Once you do that, you have only two choices for getting money out of a home: Sell it or borrow against it.

During the housing bubble, Money Talks News founder Stacy Johnson found himself glad he had kept a good chunk of change in the bank. He was able to use it to buy the house next door cheaply and flip it for a big profit.

He explains:

“Theoretically, I could have borrowed against my house to raise the cash, but I probably wouldn’t have. Because I had the cash and it wasn’t earning much, I did something with it that earned a lot. In short, having money in the bank can really be an advantage if you’re planning to use that money.”

3. You can earn a better rate by investing

If you have extra cash to pay off a mortgage with a low interest rate but you know you could earn a higher rate of return by investing that cash, it is best not to pay off your mortgage.

“If you make a higher yield from your investments than your mortgage interest rate, you will likely be much better off in the long haul,” Abel Soares III of Hui Malama Advisors in Honolulu tells Money Talks News.

4. You want lower taxes

If you invest extra cash in a tax-advantaged account such as a 401(k) or individual retirement account (IRA), you have another reason not to funnel the funds into your home loan: lowering your current tax bill.

“Paying off a mortgage early competes with priorities that can help lower taxes, such as funding a 401(k) plan up to the maximum amount,” says Patrick Whalen, a certified financial planner at Whalen Financial Planning in Los Angeles.

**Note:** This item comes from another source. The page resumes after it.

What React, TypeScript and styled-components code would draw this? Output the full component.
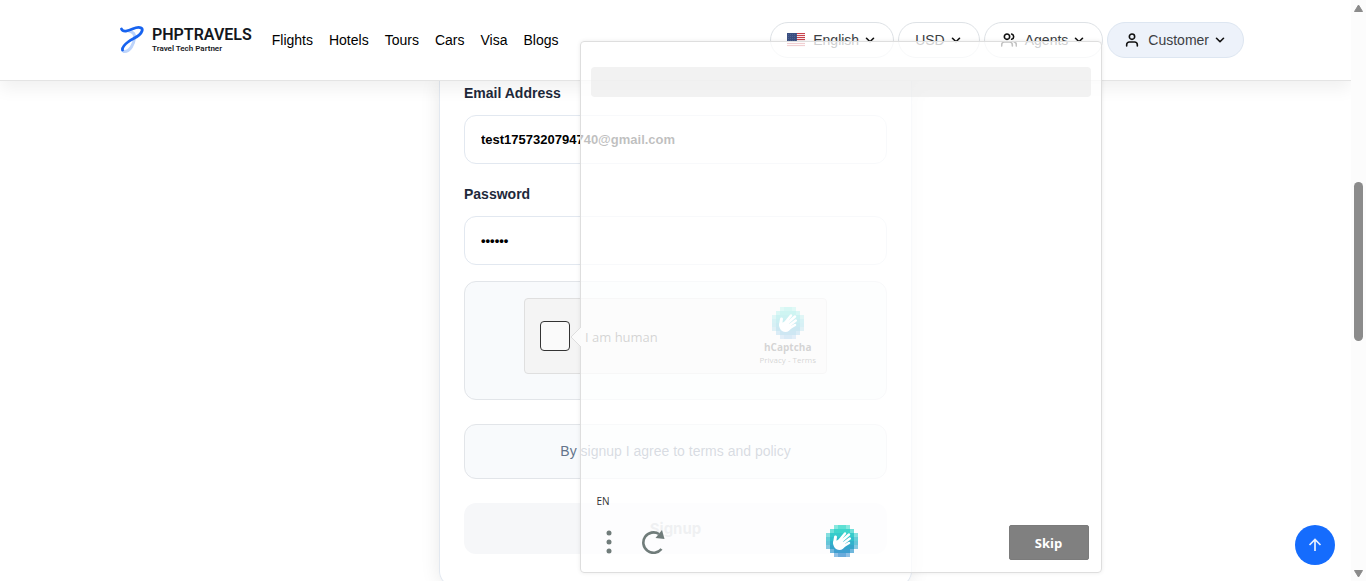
import React from "react";
import styled, { createGlobalStyle } from "styled-components";

const sans = `"Liberation Sans", Arial, sans-serif`;
const captchaFont = `"Open Sans", "Noto Sans", sans-serif`;

const GlobalStyle = createGlobalStyle`
  *, *::before, *::after { box-sizing: border-box; }
  body { margin: 0; background: #fff; color: #000; font-family: ${sans}; font-size: 14px; line-height: 20px; }
  button, input { font: inherit; color: inherit; margin: 0; }
  a { color: inherit; text-decoration: none; }
`;

const Window = styled.div`
  display: flex;
  height: 100vh;
  overflow: hidden;
`;

const Page = styled.div`
  position: relative;
  flex: 1;
  min-width: 0;
  display: flex;
  flex-direction: column;
  overflow: hidden;
`;

const Header = styled.header`
  position: relative;
  z-index: 1;
  flex: none;
  height: 81px;
  background: #fff;
  border-bottom: 1px solid #e4e4e4;
  box-shadow: 0 8px 16px rgba(0, 0, 0, 0.06);
`;

const HeaderInner = styled.div`
  display: flex;
  align-items: center;
  justify-content: space-between;
  height: 80px;
  max-width: 1137px;
  margin: 0 auto;
  padding-left: 12px;
`;

const Cluster = styled.div`
  display: flex;
  align-items: center;
  gap: 20px;
`;

const Brand = styled.a`
  display: flex;
  align-items: center;
  gap: 8px;
  font-family: Roboto, sans-serif;
  color: #14171c;
`;

const BrandText = styled.span`
  display: flex;
  flex-direction: column;
`;

const BrandName = styled.strong`
  font-size: 16px;
  line-height: 18px;
  font-weight: 600;
`;

const BrandTag = styled.span`
  font-size: 8px;
  line-height: 10px;
  font-weight: 600;
`;

const Nav = styled.nav`
  display: flex;
  gap: 16px;
`;

const Pills = styled.div`
  display: flex;
  gap: 4px;
`;

const Pill = styled.button<{ $filled?: boolean }>`
  display: flex;
  align-items: center;
  gap: 8px;
  height: 36px;
  padding: 0 16px;
  border: 1px solid ${(p) => (p.$filled ? "#dde6f1" : "#dee2e6")};
  border-radius: 18px;
  background: ${(p) => (p.$filled ? "#edf2fa" : "#fff")};
  color: #3c4043;
`;

const PillLabel = styled.span`
  display: flex;
  align-items: center;
  gap: 4px;
`;

const Main = styled.main`
  display: flex;
  justify-content: center;
  align-items: flex-start;
`;

const Card = styled.form`
  flex: none;
  width: 473px;
  padding: 2px 24px 32px;
  border: 1px solid #e2e8f0;
  border-top: 0;
  border-radius: 0 0 16px 16px;
  box-shadow: 0 0 20px rgba(0, 0, 0, 0.09);
`;

const Field = styled.div`
  display: flex;
  flex-direction: column;
  gap: 12px;
  margin-bottom: 20px;

  & + & { margin-bottom: 16px; }
`;

const Label = styled.label`
  font-weight: 700;
  color: #1e293b;
`;

const TextInput = styled.input`
  width: 100%;
  height: 49px;
  padding: 0 16px;
  border: 1px solid #e2e8f0;
  border-radius: 12px;
  background: #fff;
  font-size: 13px;
  font-weight: 700;
  color: #000;
`;

const Panel = styled.div`
  display: flex;
  justify-content: center;
  align-items: flex-start;
  min-height: 55px;
  margin-bottom: 24px;
  padding: 16px;
  border: 1px solid #e2e5e9;
  border-radius: 12px;
  background: #f8fafc;
  color: #64748b;
`;

const CaptchaPanel = styled(Panel)`
  height: 119px;
`;

const Captcha = styled.div`
  display: flex;
  align-items: center;
  width: 303px;
  height: 76px;
  padding: 0 10px 0 15px;
  border: 1px solid #dfdfdf;
  border-radius: 4px;
  background: #f4f4f4;
  font-family: ${captchaFont};
  color: #555;
`;

const Check = styled.input`
  appearance: none;
  flex: none;
  width: 30px;
  height: 30px;
  border: 1px solid #333;
  border-radius: 4px;
  background: #fafafa;
`;

const CheckLabel = styled.label`
  flex: 1;
  padding: 2px 0 0 15px;
  font-size: 13px;
`;

const CaptchaBrand = styled.div`
  display: flex;
  flex-direction: column;
  align-items: center;
  font-size: 8px;
  line-height: 10px;
  white-space: nowrap;
`;

const CaptchaName = styled.strong`
  font-size: 10px;
  line-height: 16px;
`;

const Submit = styled.button`
  width: 100%;
  height: 51px;
  border: 0;
  border-radius: 12px;
  background: #f6f7f9;
  color: #bfc4cb;
  font-family: Inter, sans-serif;
  font-size: 15px;
  font-weight: 700;
`;

const Challenge = styled.section`
  position: absolute;
  z-index: 2;
  top: 41px;
  left: calc(50% - 96px);
  display: flex;
  flex-direction: column;
  width: 522px;
  height: 532px;
  padding: 25px 10px 8px;
  border: 1px solid #dedede;
  border-radius: 4px;
  background: rgba(255, 255, 255, 0.75);
  box-shadow: 0 0 4px rgba(0, 0, 0, 0.08);
  font-family: ${captchaFont};
`;

const Pointer = styled.svg`
  position: absolute;
  top: 284px;
  left: -11px;
`;

const Prompt = styled.div`
  height: 30px;
  border-radius: 4px;
  background: rgba(230, 230, 230, 0.5);
`;

const Language = styled.button`
  margin-top: auto;
  align-self: flex-start;
  padding: 0 6px;
  border: 0;
  background: none;
  font-size: 10px;
  line-height: 16px;
  color: #333;
`;

const Footer = styled.footer`
  display: flex;
  align-items: flex-start;
  justify-content: space-between;
  padding: 16px 2px 4px 4px;
`;

const Tools = styled.div`
  display: flex;
  flex: 1;
  gap: 16px;
`;

const ToolButton = styled.button`
  display: flex;
  justify-content: center;
  align-items: center;
  width: 28px;
  height: 34px;
  padding: 0;
  border: 0;
  background: none;
`;

const SkipArea = styled.div`
  display: flex;
  flex: 1;
  justify-content: flex-end;
`;

const Skip = styled.button`
  width: 80px;
  height: 35px;
  border: 1px solid #7b7b7b;
  border-radius: 2px;
  background: #808080;
  color: #fff;
  font-size: 13px;
  font-weight: 700;
`;

const ToTop = styled.button`
  position: absolute;
  right: 16px;
  bottom: 16px;
  display: flex;
  align-items: center;
  justify-content: center;
  width: 40px;
  height: 40px;
  padding: 0;
  border: 0;
  border-radius: 50%;
  background: #156cfd;
`;

const Scrollbar = styled.div`
  flex: none;
  display: flex;
  flex-direction: column;
  align-items: center;
  width: 15px;
  padding: 4px 0 3px;
  background: #fcfcfc;
`;

const Track = styled.div`
  flex: 1;
  width: 9px;
  padding-top: 170px;
`;

const Thumb = styled.div`
  height: 159px;
  border-radius: 5px;
  background: #8b8b8b;
`;

const Chevron = () => (
  <svg width="14" height="14" viewBox="0 0 24 24" fill="none" stroke="#111" strokeWidth="2.8" strokeLinecap="round" strokeLinejoin="round">
    <path d="M6 9l6 6 6-6" />
  </svg>
);

const Flag = () => (
  <svg width="18" height="14" viewBox="0 0 18 14" shapeRendering="crispEdges">
    <rect width="18" height="14" fill="#f7e9ea" />
    {[0, 2, 4, 6, 8, 10, 12].map((y) => (
      <rect key={y} y={y} width="18" height="1" fill="#c8414b" />
    ))}
    <rect width="10" height="8" fill="#3a4f80" />
    {[1, 3, 5, 7].map((y) =>
      [1, 3, 5, 7, 9].map((x) => <rect key={`${x}-${y}`} x={x} y={y} width="1" height="1" fill="#4f6294" />)
    )}
  </svg>
);

const Person = ({ pair = false }: { pair?: boolean }) => (
  <svg width="16" height="16" viewBox="0 0 24 24" fill="none" stroke="#111" strokeWidth="2.4" strokeLinecap="round" strokeLinejoin="round">
    {pair ? (
      <>
        <path d="M17 21v-2a4 4 0 0 0-4-4H5a4 4 0 0 0-4 4v2" />
        <circle cx="9" cy="7" r="4" />
        <path d="M23 21v-2a4 4 0 0 0-3-3.870M16 3.130a4 4 0 0 1 0 7.750" />
      </>
    ) : (
      <>
        <path d="M20 21v-2a4 4 0 0 0-4-4H8a4 4 0 0 0-4 4v2" />
        <circle cx="12" cy="7" r="4" />
      </>
    )}
  </svg>
);

const BrandMark = () => (
  <svg width="25" height="28" viewBox="0 0 25 28" fill="none" strokeLinecap="round">
    <path d="M10 5C15 6 16 9 15.500 12C15 18 11 26 5 25.500" stroke="#bdd4fb" strokeWidth="3" />
    <path d="M2.500 3C4 6.500 9 5 14 2.800C19 0.500 24.500 1 23 5C21 11 14 12 9 16C5 19 3 21 3.500 24" stroke="#1763ef" strokeWidth="2.800" />
  </svg>
);

const rows = ["00111100", "01111110", "11111111", "11111111", "11111111", "11111111", "01111110", "00111100"];
const rowColors = ["#5fe0d4", "#3fd5cc", "#35cbcb", "#30bfcb", "#31b1cb", "#35a5cb", "#3f9fd0", "#6aabdc"];

const HandLogo = () => (
  <svg width="32" height="32" viewBox="0 0 32 32">
    <g shapeRendering="crispEdges">
      {rows.map((row, y) =>
        row.split("").map((on, x) => {
          if (on === "0") return null;
          const side = x === 0 || x === 7;
          const corner = ((y === 0 || y === 7) && (x === 2 || x === 5)) || ((y === 1 || y === 6) && (x === 1 || x === 6));
          const opacity = side && (y === 2 || y === 5) ? 0.6 : side || corner ? 0.75 : 1;
          return <rect key={`${x}-${y}`} x={x * 4} y={y * 4} width="4" height="4" fill={rowColors[y]} opacity={opacity} />;
        })
      )}
    </g>
    <g stroke="#fff" strokeLinecap="round" fill="none">
      <path d="M9.500 12L8.500 18" strokeWidth="3" />
      <path d="M12 17L19 8.500M14 17.500L23 9.500M16 19.500L23.800 13.500" strokeWidth="2.500" />
      <path d="M17 21.500L23 18" strokeWidth="2.500" />
    </g>
    <path d="M7 17C8 15 11 16 13 14.500L18 17L20.500 20C18 23 16 25 13.500 25C9 25 7 21 7 17Z" fill="#fff" />
  </svg>
);

export default function App() {
  return (
    <Window>
      <GlobalStyle />
      <Page>
        <Header>
          <HeaderInner>
            <Cluster>
              <Brand href="#">
                <BrandMark />
                <BrandText>
                  <BrandName>PHPTRAVELS</BrandName>
                  <BrandTag>Travel Tech Partner</BrandTag>
                </BrandText>
              </Brand>
              <Nav>
                {["Flights", "Hotels", "Tours", "Cars", "Visa", "Blogs"].map((item) => (
                  <a key={item} href="#">{item}</a>
                ))}
              </Nav>
            </Cluster>
            <Pills>
              <Pill><Flag /><PillLabel>English<Chevron /></PillLabel></Pill>
              <Pill><PillLabel>USD<Chevron /></PillLabel></Pill>
              <Pill><Person pair /><PillLabel>Agents<Chevron /></PillLabel></Pill>
              <Pill $filled><Person /><PillLabel>Customer<Chevron /></PillLabel></Pill>
            </Pills>
          </HeaderInner>
        </Header>

        <Main>
          <Card onSubmit={(e) => e.preventDefault()}>
            <Field>
              <Label htmlFor="email">Email Address</Label>
              <TextInput id="email" type="email" defaultValue="test1757320794740@gmail.com" />
            </Field>
            <Field>
              <Label htmlFor="password">Password</Label>
              <TextInput id="password" type="password" defaultValue="secret" />
            </Field>
            <CaptchaPanel>
              <Captcha>
                <Check id="human" type="checkbox" />
                <CheckLabel htmlFor="human">I am human</CheckLabel>
                <CaptchaBrand>
                  <HandLogo />
                  <CaptchaName>hCaptcha</CaptchaName>
                  <span><a href="#">Privacy</a> - <a href="#">Terms</a></span>
                </CaptchaBrand>
              </Captcha>
            </CaptchaPanel>
            <Panel><a href="#">By signup I agree to terms and policy</a></Panel>
            <Submit disabled>Signup</Submit>
          </Card>
        </Main>

        <Challenge>
          <Pointer width="11" height="22" viewBox="0 0 11 22">
            <path d="M11 1L1 11L11 21Z" fill="#fbfbfb" />
            <path d="M11 1L1 11L11 21" fill="none" stroke="#dedede" />
          </Pointer>
          <Prompt />
          <Language>EN</Language>
          <Footer>
            <Tools>
              <ToolButton aria-label="More options">
                <svg width="6" height="24" viewBox="0 0 6 24" fill="#707c7a">
                  <circle cx="3" cy="3" r="2.500" /><circle cx="3" cy="12" r="2.500" /><circle cx="3" cy="21" r="2.500" />
                </svg>
              </ToolButton>
              <ToolButton aria-label="Refresh challenge">
                <svg width="24" height="24" viewBox="0 0 24 24">
                  <path d="M20.500 19A10.200 10.200 0 1 1 18 4" fill="none" stroke="#707c7a" strokeWidth="2.600" />
                  <path d="M21 0L23.500 9L14.500 8Z" fill="#707c7a" />
                </svg>
              </ToolButton>
            </Tools>
            <HandLogo />
            <SkipArea><Skip>Skip</Skip></SkipArea>
          </Footer>
        </Challenge>

        <ToTop aria-label="Back to top">
          <svg width="14" height="14" viewBox="0 0 14 14" fill="none" stroke="#e8f0ff" strokeWidth="1.700">
            <path d="M7 13V2M1.500 7L7 1.500L12.500 7" />
          </svg>
        </ToTop>
      </Page>

      <Scrollbar>
        <svg width="9" height="8" viewBox="0 0 9 8"><path d="M4.500 1L8.500 7.500H0.500Z" fill="#8b8b8b" stroke="#8b8b8b" strokeLinejoin="round" /></svg>
        <Track><Thumb /></Track>
        <svg width="9" height="8" viewBox="0 0 9 8"><path d="M0.500 0.500H8.500L4.500 7Z" fill="#8b8b8b" stroke="#8b8b8b" strokeLinejoin="round" /></svg>
      </Scrollbar>
    </Window>
  );
}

A mortgage payment can also lower your taxes because mortgage interest payments are tax-deductible. But due to the significantly higher standard deductible that took effect in 2018 — a result of tax reform — fewer homeowners are likely to benefit from deducting interest.

5. Your mortgage is a hedge against inflation

A mortgage with a fixed interest rate can be a hedge against inflation, Whalen tells Money Talks News. This is because the amount of the mortgage payment is the same every month, but the value of the payment decreases over time due to inflation.

Andy Tilp, a certified financial planner at Trillium Valley Financial Planning in Sherwood, Oregon, explains it this way:

“As all your homeowner costs — such as maintenance, utilities, repairs, property tax, etc. — rise each year with inflation, the mortgage payment stays flat, assuming a 30-year fixed rate. Thus, in 30 years, what seems like a large payment now will seem relatively much smaller.”

6. Your job is uncertain

If you think you will be leaving a job and it may take some time to find another one, hold off on paying ahead on your mortgage. You might need that money to get by until your job situation settles out.

7. You have high-interest debt

If you are also paying off debt that has a higher interest rate than your mortgage — such as credit-card debt or student loans — it is technically better to put any extra funds toward that debt instead of your mortgage.

The debt with the higher interest rate is costlier. The sooner you pay it off, the more money you will save on interest over time.